Le premier dessert qu’Ola Kayal a préparé était un gâteau en boîte lorsqu’elle avait environ 8 ans. Quand son père a pris la première bouchée, il s’est exclamé : «C’est terrible.»

Elle a accepté les critiques sans se laisser démonter et s’en est servi comme d’un carburant pour approfondir ses connaissances dans le domaine de la pâtisserie. Elle a commencé à étudier les recettes de sa famille — sa tante était connue pour ses talents de pâtissière — et s’est constitué une base de données de desserts. Très vite, elle est parvenue à maîtriser son art sans jamais perdre de vue ses objectifs.

1
La crème glacée Nabati, entièrement naturelle, est à base de noix de cajou et de noix de coco, et est sucrée avec du sirop d’érable et du sucre de coco (Photo, Instagram: nabatiicecream).

La jeune femme savait depuis le début qu’elle communiquait par la gastronomie ; c’était tout simplement sa manière de s’exprimer.

«Mon moment préféré, c’est quand le repas est sur la table et que tout le monde est silencieux pendant les 10 à 15 premières minutes parce qu’ils se régalent», précise-t-elle. 

Ses habitudes alimentaires se sont peut-être affinées depuis l’enfance, mais déjà dans sa jeunesse, elle consommait peu de produits d’origine animale.

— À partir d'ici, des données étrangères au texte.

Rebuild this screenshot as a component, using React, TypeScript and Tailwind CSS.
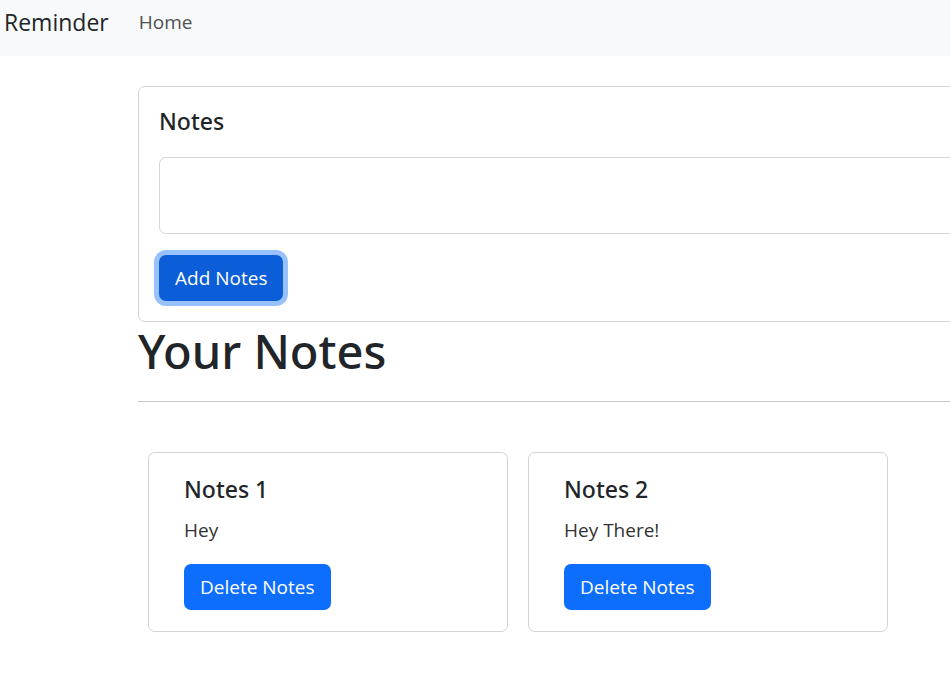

Je crois vraiment que l’avenir de l’alimentation est végétalien. Je ne dis pas que la consommation de produits d’origine animale est nécessairement mauvaise pour la santé, mais le fait de les consommer aussi rapidement que nous le faisons et avec la qualité actuelle, c’est là que réside le principal problème.

Ola Kayal, chef saoudienne

«J’étais une mangeuse très difficile. Très jeune, j’ai été allergique aux œufs, si bien que je ne pouvais pas manger — pas un gâteau contenant un ou deux œufs, cela ne posait pas de problème — mais je ne pouvais pas digérer un plat entier d’œufs ; c’était trop lourd pour moi», se souvient-elle.

Cela signifie également que la mayonnaise et de nombreux plats à base d’œufs étaient automatiquement exclus de son assiette.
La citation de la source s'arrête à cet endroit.